Federal housing promotion policies over-stimulated the supply and demand for housing and that destabilization continues. Efforts to make home ownership a “human right” are partly responsible for our financial crisis – with too many people owning houses that are worth too little. Prior to the foreclosure crisis, housing markets seemed slowly moving back toward equilibrium. Construction was down, sellers were lowering prices, and banks were moving to foreclose mortgages in default. Since little has yet been done to eliminate the housing subsidy, these trends have been far too slow. Congress and the Administration continue to keep one foot on the gas pedal, while reality is slamming on the brakes.
Still, it did appear that at last housing markets were re-equilibrating – seller expectations were becoming more realistic, banks were beginning to move again “homeowners” in default. Since they’d been careless in expanding housing, we should not be surprised that their procedures might be equally sloppy in this reduction phase.
And those adjustments are critical if home construction and the mortgage markets are ever again to become viable. Banks already have too many incentives to exercise “forbearance.” Too many people “owning” too large houses that they could not afford have acted like bad poker players – I can’t quit now Its my money in the pot! At last, some are accepting bankruptcy. These methods – foreclosures and bankruptcies – are the best tools to bring about the price adjustments needed to restore rationality to capital markets.
And, while foreclosure documents that violate mortgage contracts or which have serious flaws, should be reviewed, it is likely that in most cases the outcome will remain the same. The owners will give up the house, the banks will write down the loan. The sooner this happens the better. Unfortunately, the push by AGs and other politicians to offer new false hopes to those facing foreclosure will merely prolong the misery and slow the economic recovery.

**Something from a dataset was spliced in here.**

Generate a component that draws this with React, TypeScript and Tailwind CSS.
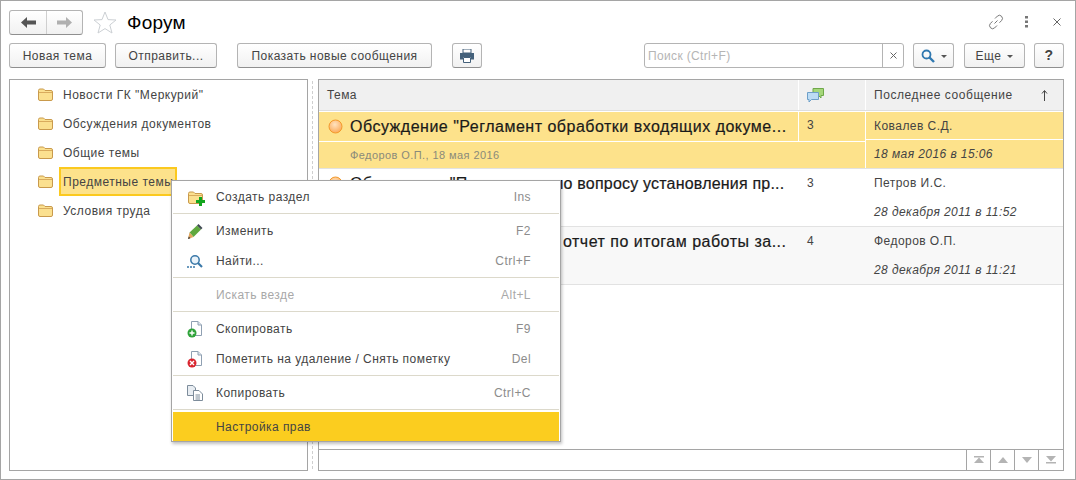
import type { ReactNode } from "react";

const btn =
  "flex items-center justify-center h-[25px] rounded-[3px] border border-[#b4b4b4] border-b-[#8f8f8f] bg-linear-to-b from-white to-[#f1f1f1] text-[12px] tracking-[0.45px] text-[#444]";

function Folder({ className = "" }: { className?: string }) {
  return (
    <svg width="15" height="13" viewBox="0 0 15 13" className={className}>
      <path d="M.5 2.5 Q.5 1 2 1 H5.5 L7 2.5 H13 Q14.5 2.5 14.5 4 V11 Q14.5 12.5 13 12.5 H2 Q.5 12.5 .5 11 Z" fill="#fbe08f" stroke="#c99a4c" />
      <path d="M1 4.5 H14" stroke="#d9ab5d" />
    </svg>
  );
}

function Caret() {
  return <span className="ml-[6px] mt-[2px] h-0 w-0 border-x-[3px] border-t-[3px] border-x-transparent border-t-[#555]" />;
}

function Doc({ badge }: { badge?: ReactNode }) {
  return (
    <svg width="17" height="17" viewBox="0 0 17 17">
      <path d="M4.5 .5 H11 L14.5 4 V14.5 H4.5 Z" fill="#fff" stroke="#8fa0b2" />
      <path d="M11 .5 V4 H14.5" fill="#dfe6ee" stroke="#8fa0b2" />
      {badge}
    </svg>
  );
}

const menuIcons: Record<string, ReactNode> = {
  create: (
    <div className="relative">
      <Folder />
      <svg width="9" height="9" viewBox="0 0 9 9" className="absolute -bottom-[2px] -right-[2px]">
        <path d="M3 0 H6 V3 H9 V6 H6 V9 H3 V6 H0 V3 H3 Z" fill="#12a51e" />
      </svg>
    </div>
  ),
  edit: (
    <svg width="15" height="15" viewBox="0 0 15 15">
      <path d="M1.5 8.5 L9 1.5 L13 5.5 L5.5 13 Z" fill="#5fa83e" />
      <path d="M9 1.5 L10.5 0 L14.5 4 L13 5.5 Z" fill="#3f4a52" />
      <path d="M1.5 8.5 L5.5 13 L0 15 Z" fill="#e0a45c" />
      <path d="M0 15 L.8 12.6 L2.4 14.2 Z" fill="#333" />
    </svg>
  ),
  find: (
    <svg width="16" height="15" viewBox="0 0 16 15">
      <circle cx="8" cy="6" r="4.2" fill="#eaf3fa" stroke="#3a78a8" strokeWidth="1.5" />
      <path d="M11 9 L15 13" stroke="#3a78a8" strokeWidth="2.2" />
      <path d="M0 13 H2 M3 13 H5 M6 13 H8" stroke="#3a78a8" strokeWidth="1.6" />
    </svg>
  ),
  copyItem: (
    <Doc
      badge={
        <>
          <circle cx="5" cy="12" r="4.5" fill="#2fa33a" />
          <path d="M5 9.5 V14.5 M2.5 12 H7.5" stroke="#fff" strokeWidth="1.4" />
        </>
      }
    />
  ),
  remove: (
    <Doc
      badge={
        <>
          <circle cx="5" cy="12" r="4.5" fill="#d9252f" />
          <path d="M3 10 L7 14 M7 10 L3 14" stroke="#fff" strokeWidth="1.4" />
        </>
      }
    />
  ),
  copy: (
    <svg width="16" height="16" viewBox="0 0 16 16">
      <path d="M.5 .5 H6 L8.5 3 V10.5 H.5 Z" fill="#e8edf2" stroke="#7d8c9b" />
      <path d="M6.5 5.5 H12 L15.5 9 V15.5 H6.5 Z" fill="#fff" stroke="#7d8c9b" />
      <path d="M8.5 10 H13 M8.5 12 H13 M8.5 14 H13" stroke="#7d8c9b" />
    </svg>
  ),
};

type MenuEntry = { label: string; key?: string; icon?: string; disabled?: boolean; active?: boolean } | "sep";

const menu: MenuEntry[] = [
  { label: "Создать раздел", key: "Ins", icon: "create" },
  "sep",
  { label: "Изменить", key: "F2", icon: "edit" },
  { label: "Найти...", key: "Ctrl+F", icon: "find" },
  "sep",
  { label: "Искать везде", key: "Alt+L", disabled: true },
  "sep",
  { label: "Скопировать", key: "F9", icon: "copyItem" },
  { label: "Пометить на удаление / Снять пометку", key: "Del", icon: "remove" },
  "sep",
  { label: "Копировать", key: "Ctrl+C", icon: "copy" },
  "sep",
  { label: "Настройка прав", active: true },
];

const folders = ['Новости ГК "Меркурий"', "Обсуждения документов", "Общие темы", "Предметные темы", "Условия труда"];

const rows = [
  {
    title: 'Обсуждение "Регламент обработки входящих докуме...',
    sub: "Федоров О.П., 18 мая 2016",
    count: "3",
    who: "Ковалев С.Д.",
    date: "18 мая 2016 в 15:06",
    bg: "bg-[#fde28b]",
    height: "h-[57px]",
    line: "border-white",
    countPad: "pt-[4px]",
    tracking: "tracking-[0.5px]",
  },
  {
    title: 'Обсуждение "Положениях по вопросу установления пр...',
    sub: "",
    count: "3",
    who: "Петров И.С.",
    date: "28 декабря 2011 в 11:52",
    bg: "bg-white",
    height: "h-[58px]",
    line: "border-transparent",
    countPad: "pt-[5px]",
    tracking: "tracking-[0.2px]",
  },
  {
    title: 'Обсуждение "Финансовый отчет по итогам работы за...',
    sub: "",
    count: "4",
    who: "Федоров О.П.",
    date: "28 декабря 2011 в 11:21",
    bg: "bg-[#f8f8f8]",
    height: "h-[58px]",
    line: "border-transparent",
    countPad: "pt-[5px]",
    tracking: "tracking-[0.5px]",
  },
];

function PageButton({ d, last }: { d: string; last?: boolean }) {
  return (
    <div className={`flex h-[20px] w-[24px] items-center justify-center border-[#a5a5a5] ${last ? "" : "border-r"}`}>
      <svg width="12" height="8" viewBox="0 0 12 8">
        <path d={d} fill="#b4b4b4" />
      </svg>
    </div>
  );
}

export default function App() {
  return (
    <div className="relative h-[480px] w-[1076px] overflow-hidden border border-[#a5a5a5] bg-white font-['Liberation_Sans',sans-serif] text-[12px] text-[#444]">
      <div className="flex h-[42px] items-center pl-2 pr-[14px]">
        <div className="flex h-[25px] w-[74px] rounded-[3px] border border-[#b4b4b4] border-b-[#8f8f8f] bg-linear-to-b from-white to-[#f1f1f1]">
          <div className="flex w-[37px] items-center justify-center border-r border-[#cfcfcf]">
            <svg width="15" height="11" viewBox="0 0 15 11">
              <path d="M0 5.5 L6 0 V3.5 H15 V7.5 H6 V11 Z" fill="#555" />
            </svg>
          </div>
          <div className="flex flex-1 items-center justify-center">
            <svg width="15" height="11" viewBox="0 0 15 11">
              <path d="M15 5.5 L9 0 V3.5 H0 V7.5 H9 V11 Z" fill="#b0b0b0" />
            </svg>
          </div>
        </div>
        <svg width="24" height="23" viewBox="0 0 24 23" className="ml-[10px]">
          <path d="M12 1 L15 8.6 L23 9 L16.8 14 L19 22 L12 17.6 L5 22 L7.2 14 L1 9 L9 8.6 Z" fill="#fff" stroke="#ccd0d4" />
        </svg>
        <span className="ml-[10px] text-[19px] leading-none tracking-[0.2px] text-black">Форум</span>
        <div className="ml-auto flex items-center">
          <svg width="16" height="16" viewBox="0 0 16 16" fill="none" stroke="#777" strokeWidth="1">
            <path d="M6.5 9.5 L9.5 6.5 M7 4.5 L9.5 2 Q11.5 .3 13.5 2.2 Q15.5 4.5 13.7 6.4 L11.5 8.7 M9 11.5 L6.5 14 Q4.5 15.7 2.5 13.8 Q.5 11.5 2.3 9.6 L4.5 7.3" />
          </svg>
          <svg width="4" height="12" viewBox="0 0 4 12" className="ml-[21px]">
            <path d="M0 0 H3 V2.5 H0 Z M0 4.5 H3 V7 H0 Z M0 9 H3 V11.5 H0 Z" fill="#777" />
          </svg>
          <svg width="8" height="8" viewBox="0 0 8 8" className="ml-[24px]">
            <path d="M.5 .5 L7.5 7.5 M7.5 .5 L.5 7.5" stroke="#666" />
          </svg>
        </div>
      </div>

      <div className="flex h-[36px] items-start pl-2 pr-[10px]">
        <div className={`${btn} w-[97px]`}>Новая тема</div>
        <div className={`${btn} ml-[9px] w-[102px]`}>Отправить...</div>
        <div className={`${btn} ml-[20px] w-[195px]`}>Показать новые сообщения</div>
        <div className={`${btn} ml-[20px] w-[30px]`}>
          <svg width="14" height="14" viewBox="0 0 14 14">
            <path d="M3 0 H11 V4 H3 Z" fill="#fff" stroke="#44617b" />
            <path d="M0 4 H14 V10.5 H11 V8 H3 V10.5 H0 Z" fill="#44617b" />
            <path d="M3.5 8.5 H10.5 V13.5 H3.5 Z" fill="#fff" stroke="#44617b" />
          </svg>
        </div>
        <div className="ml-[162px] flex h-[25px] w-[260px] rounded-[3px] border border-[#b4b4b4]">
          <div className="flex flex-1 items-center border-r border-[#b4b4b4] pl-[3px] tracking-[0.35px] text-[#b5b5b5]">Поиск (Ctrl+F)</div>
          <div className="flex w-[20px] items-center justify-center">
            <svg width="7" height="7" viewBox="0 0 7 7">
              <path d="M.5 .5 L6.5 6.5 M6.5 .5 L.5 6.5" stroke="#666" />
            </svg>
          </div>
        </div>
        <div className={`${btn} ml-[9px] w-[41px]`}>
          <svg width="14" height="14" viewBox="0 0 14 14">
            <circle cx="5.5" cy="5.5" r="4" fill="none" stroke="#2f78b0" strokeWidth="1.8" />
            <path d="M8.5 8.5 L13 13" stroke="#2f78b0" strokeWidth="2.4" />
          </svg>
          <Caret />
        </div>
        <div className={`${btn} ml-[10px] w-[61px]`}>
          Еще
          <Caret />
        </div>
        <div className={`${btn} ml-[9px] w-[30px] text-[14px] font-bold text-[#222]`}>?</div>
      </div>

      <div className="flex h-[392px] pl-2">
        <div className="w-[299px] border border-[#a5a5a5]">
          {folders.map((name, i) => (
            <div key={name} className="flex h-[29px] items-center pl-[28px]">
              <Folder />
              <span
                className={`ml-[6px] flex h-[29px] items-center tracking-[0.5px] ${
                  i === 3 ? "w-[118px] border-2 border-[#fbc91f] bg-[#fde28b] pl-[2px]" : "pl-[4px]"
                }`}
              >
                {name}
              </span>
            </div>
          ))}
        </div>
        <div className="mx-[4px] my-[2px] w-[1px] border-l border-dashed border-[#cfcfcf]" />
        <div className="ml-[1px] flex w-[746px] flex-col border border-[#a5a5a5]">
          <div className="flex h-[30px] gap-[1px] bg-white">
            <div className="flex w-[479px] items-center bg-[#f0f0f0] pl-[8px] tracking-[0.4px]">Тема</div>
            <div className="flex w-[66px] items-center bg-[#f0f0f0] pl-[8px]">
              <svg width="17" height="15" viewBox="0 0 17 15">
                <path d="M6 .5 H16.5 V7.5 H14 V10 L11.5 7.5 H6 Z" fill="#a5d77a" stroke="#6fa84a" />
                <path d="M.5 4.5 H11.5 V11.5 H4.5 L2 14 V11.5 H.5 Z" fill="#bcdcf5" stroke="#6d9fc8" />
              </svg>
            </div>
            <div className="flex flex-1 items-center justify-between bg-[#f0f0f0] pl-[8px] pr-[15px] tracking-[0.58px]">
              Последнее сообщение
              <svg width="7" height="11" viewBox="0 0 7 11">
                <path d="M3.5 11 V1 M1 3.5 L3.5 .5 L6 3.5" fill="none" stroke="#444" />
              </svg>
            </div>
          </div>
          <div className="h-[2px] border-t border-[#dedede]" />
          {rows.map((r) => (
            <div key={r.who + r.date} className={`flex border-b border-[#e2e2e2] ${r.height} ${r.bg}`}>
              <div className="flex w-[546px] flex-col">
                <div className={`flex h-[30px] border-b ${r.line}`}>
                  <div className={`flex w-[480px] items-center border-r pl-[9px] ${r.line}`}>
                    <svg width="15" height="15" viewBox="0 0 15 15" className="shrink-0">
                      <defs>
                        <radialGradient id="dot" cx="45%" cy="35%" r="70%">
                          <stop offset="0%" stopColor="#ffe3c0" />
                          <stop offset="100%" stopColor="#fba651" />
                        </radialGradient>
                      </defs>
                      <circle cx="7.5" cy="7.5" r="6.5" fill="url(#dot)" stroke="#f39a2c" />
                    </svg>
                    <span className={`ml-[7px] whitespace-nowrap text-[16px] text-[#1a1a1a] [-webkit-text-stroke:0.2px_#1a1a1a] ${r.tracking}`}>{r.title}</span>
                  </div>
                  <div className={`flex-1 pl-[8px] tracking-[0.4px] ${r.countPad}`}>{r.count}</div>
                </div>
                <div className="flex flex-1 items-center pl-[31px] text-[11px] tracking-[0.42px] text-[#8a8a7a]">{r.sub}</div>
              </div>
              <div className={`flex flex-1 flex-col border-l ${r.line}`}>
                <div className={`flex h-[28px] items-center border-b pl-[8px] tracking-[0.45px] ${r.line}`}>{r.who}</div>
                <div className="flex flex-1 items-center pl-[8px] italic tracking-[0.42px]">{r.date}</div>
              </div>
            </div>
          ))}
          <div className="flex-1" />
          <div className="flex justify-end border-t border-[#a5a5a5]">
            <div className="flex border-l border-[#a5a5a5]">
              <PageButton d="M1 0 H11 V1.5 H1 Z M6 1.5 L11 7 H1 Z" />
              <PageButton d="M6 1 L11 7 H1 Z" />
              <PageButton d="M1 1 H11 L6 7 Z" />
              <PageButton d="M1 0 H11 L6 5.5 Z M1 6 H11 V7.5 H1 Z" last />
            </div>
          </div>
        </div>
      </div>

      <div className="absolute left-[170px] top-[179px] w-[390px] border border-[#a5a5a5] bg-white px-[1px] pt-[1px] shadow-[1px_2px_3px_rgba(0,0,0,0.25)]">
        {menu.map((m, i) =>
          m === "sep" ? (
            <div key={i} className="flex h-[4px] items-start pt-[1px]">
              <div className="h-[1px] w-full bg-[#dcd9cb]" />
            </div>
          ) : (
            <div
              key={m.label}
              className={`flex items-center tracking-[0.45px] ${m.active ? "h-[29px] bg-[#fbcd1f]" : "h-[30px]"} ${m.disabled ? "text-[#a8a8a8]" : ""}`}
            >
              <div className="flex w-[43px] shrink-0 items-center justify-center pl-[1px]">{m.icon && menuIcons[m.icon]}</div>
              <span>{m.label}</span>
              {m.key && <span className={`ml-auto pr-[28px] ${m.disabled ? "" : "text-[#8c8c8c]"}`}>{m.key}</span>}
            </div>
          ),
        )}
      </div>
    </div>
  );
}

It will also further destabilize capital markets. Few people extend loans on non-recourse terms. Slowing further foreclosures or making them much more costly moves mortgages very much in that direction (Justice delayed is justice denied!) And since these mortgages tend to be securitized and sold to foreign investors, pension funds, and others, this increases the political risk of capital markets more generally. Avoiding homeowner losses is all too likely to increase many other losses elsewhere in the system both now and in the future (as capital availability declines further).
All this may be inevitable in any case, given Congress’ and the Administration’s refusal to correct existing housing subsidy policies, but using the foreclosure crisis to further delay housing market adjustments will exacerbate the situation. And if these actions push even more financial firms into disaster (local, state and private pension funds are already in trouble), then we may face another political and economic destabilizing wave of bailouts and a further lengthening of the recession.
The Fed and the Administration’s financial team should do everything possible to get the foreclosure system moving again as rapidly as possible. Pain delayed is pain increased!